Segundo relatório apresentado à massa falida sobre o primeiro período de arrendamento, até janeiro de 2024 a operação havia gerado R$ 96,5 milhões de Receita Bruta Real e R$ 79,2 milhões de Receita Líquida Real. A Suzantur pagou à massa falida, durante o arrendamento, R$ 200 mil mensais e 1,5% extra pelas vendas de passagens.
A negociação chamou a atenção da Polícia Civil de São Paulo, que já investigava suspeitas de lavagem de dinheiro envolvendo José Garcia Netto e a Suzantur. Em ofício enviado à 1ª Vara de Falências e Recuperações Judiciais de São Paulo em março deste ano, a Polícia comunicou o andamento do inquérito e pediu informações sobre a fiscalização das atividades de arrendamento.
Diretor-presidente da Caruana S.A., José Garcia Netto é apontado pela PCSP como “sócio oculto” da Transportes Suzano Ltda, ou Suzantur, que pertencia ao irmão do empresário, Ângelo Roque Garcia, e hoje é administrada por Claudinei Brogliatto.
Fraude ao sistema financeiro
Além das investigações da PCSP, José Garcia Netto é alvo da Polícia Federal pela suspeita de fraude ao sistema financeiro. Nesse caso, a Caruana S.A. foi denunciada pelo Banco Central por manipular, entre 2017 e 2019, a análise cadastral de 31 empresas para que elas obtivessem empréstimos muito acima da sua capacidade de pagamento.
Os técnicos do BC também apontaram uma “maquiagem” nos cálculos feitos pela Caruana para disfarçar prejuízos. As manobras fiscais tinham o objetivo de mascarar um rombo de R$ 143 milhões nas contas da financeira.
“O Banco Central, no exercício de suas funções, apurou a existência de irregularidades praticadas por dirigentes no âmbito da Caruana consistentes na realização de operações de crédito em desacordo com os princípios da seletividade, garantia e liquidez, bem como estruturação contábil em desacordo com a legislação vigente e elaboração de demonstrações financeiras e contábeis que não refletiam com fidedignidade e clareza a sua real condição econômico-financeira”, alega a denúncia do BC.
Presunção de inocência
Em fevereiro, questionado pela coluna, o Palácio do Planalto informou que Netto continuará participando do Conselhão. A governo recorreu ao princípio da constitucional da presunção da inocência para justificar a permanência de Netto no colegiado.

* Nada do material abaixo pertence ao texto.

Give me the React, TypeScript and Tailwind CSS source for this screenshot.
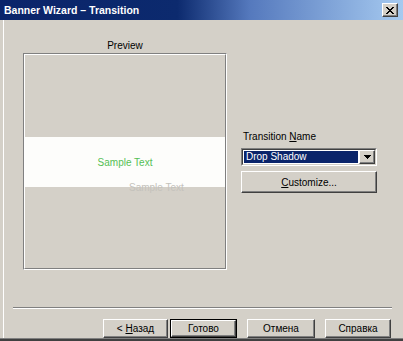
import React from "react";

function RaisedButton({
  children,
  className = "",
}: {
  children: React.ReactNode;
  className?: string;
}) {
  return (
    <div
      className={`flex items-center justify-center border border-t-white border-l-white border-r-[#404040] border-b-[#404040] shadow-[inset_-1px_-1px_0_#808080] bg-[#d4d0c8] ${className}`}
    >
      {children}
    </div>
  );
}

export default function App() {
  return (
    <div className="w-[403px] h-[341px] bg-[#d4d0c8] flex flex-col overflow-hidden font-['Liberation_Sans',Arial,sans-serif] text-[10px] text-black">
      {/* Title bar */}
      <div className="h-[20px] shrink-0 flex items-center pl-[4px] pr-[5px] bg-[linear-gradient(to_right,#0a246a_0%,#0c2a6e_44%,#5579bd_62%,#a6caf0_100%)]">
        <span className="flex-1 text-white font-bold text-[10.5px] leading-none">
          Banner Wizard – Transition
        </span>
        <RaisedButton className="w-[16px] h-[14px]">
          <svg width="8" height="7" viewBox="0 0 8 7" shapeRendering="crispEdges">
            <path
              d="M0 0h2v1h1v1h2V1h1V0h2v1H7v1H6v1H5v1h1v1h1v1h1v1H6V6H5V5H3v1H2v1H0V6h1V5h1V4h1V3H2V2H1V1H0z"
              fill="#000"
            />
          </svg>
        </RaisedButton>
      </div>

      {/* Body */}
      <div className="flex-1 flex flex-col shadow-[inset_3px_0_0_#d4d0c8,inset_4px_0_0_#fff]">
        <div className="flex pt-[19px] pl-[23px]">
          {/* Preview */}
          <div className="w-[204px] flex flex-col">
            <div className="h-[14px] leading-[14px] text-center">Preview</div>
            <div className="h-[217px] border border-t-[#808080] border-l-[#808080] border-r-white border-b-white">
              <div className="relative h-full border border-t-white border-l-white border-r-[#808080] border-b-[#808080] flex flex-col overflow-hidden">
                <div className="h-[82px] bg-[#d4d0c8]" />
                <div className="h-[50px] bg-[#fdfdfb] flex items-center justify-center text-[#55c055]">
                  Sample Text
                </div>
                <div className="flex-1 bg-[#d4d0c8]" />
                <div className="absolute left-[104px] top-[127px] text-[#c4c2bc] leading-[12px]">
                  Sample Text
                </div>
              </div>
            </div>
          </div>

          {/* Right column */}
          <div className="ml-[14px] w-[136px] pt-[91px] flex flex-col">
            <div className="h-[13px] leading-[13px] pl-[2px]">
              Transition <span className="underline">N</span>ame
            </div>
            <div className="mt-[5px] h-[18px] border border-t-[#808080] border-l-[#808080] border-r-white border-b-white">
              <div className="h-full flex border border-t-[#404040] border-l-[#404040] border-r-[#d4d0c8] border-b-[#d4d0c8] bg-white">
                <div className="flex-1 m-[1px] bg-[#0a246a] text-white leading-[12px] pl-[2px]">
                  Drop Shadow
                </div>
                <RaisedButton className="w-[16px] h-full">
                  <svg width="7" height="4" viewBox="0 0 7 4" shapeRendering="crispEdges">
                    <path d="M0 0h7v1H6v1H5v1H4v1H3V3H2V2H1V1H0z" fill="#000" />
                  </svg>
                </RaisedButton>
              </div>
            </div>
            <RaisedButton className="mt-[5px] h-[22px]">
              <span>
                <span className="underline">C</span>ustomize...
              </span>
            </RaisedButton>
          </div>
        </div>

        {/* Separator */}
        <div className="mt-[37px] ml-[13px] w-[379px] h-[2px] border-t border-t-[#808080] border-b border-b-white" />

        {/* Buttons */}
        <div className="mt-[10px] h-[19px] flex pl-[103px]">
          <RaisedButton className="w-[65px] h-full">
            <span>
              &lt; <span className="underline">Н</span>азад
            </span>
          </RaisedButton>
          <div className="ml-[2px] w-[67px] h-full border border-black">
            <RaisedButton className="w-full h-full">Готово</RaisedButton>
          </div>
          <RaisedButton className="ml-[10px] w-[68px] h-full">Отмена</RaisedButton>
          <RaisedButton className="ml-[10px] w-[66px] h-full">Справка</RaisedButton>
        </div>
      </div>

      {/* Bottom edge */}
      <div className="h-[3px] shrink-0 border-t border-t-[#808080] bg-[#404040]" />
    </div>
  );
}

Leia abaixo a íntegra da nota do Palácio do Planalto:
“A constituição brasileira consagra a presunção de inocência para todos que não tenham sido sujeitos a um julgamento transitado em julgado, e a liberdade dos poderes e das instituições implica que qualquer brasileiro esteja sujeito a investigações e apurações, na forma da lei.
Assim, o fato de a empresa e seu respectivo acionista passarem por processo investigatório não contraria, a priori, nenhuma regra ética e de conformidade que impliquem alguma ação por parte do Conselho do Desenvolvimento Econômico Social Sustentável. O Conselhão, que é um órgão consultivo, não gere recursos nem processos licitatórios, reúne personalidades com a presunção de inocência.
Ele é amplo, diverso e formado por pessoas que atuam em suas áreas profissionais e incidem em vários setores da economia do país, e é deste lugar que foram convidados para colaborar com o país, pelo diálogo que o Conselhão proporciona. Eventuais provas ou indícios que indiquem incompatibilidade com a função pública assumida, caso consistentes e estabilizadas, serão analisadas pela Secretaria-Executiva do Conselho.”
Procurado pela coluna, Netto não retornou o contato. O espaço segue aberto à manifestação.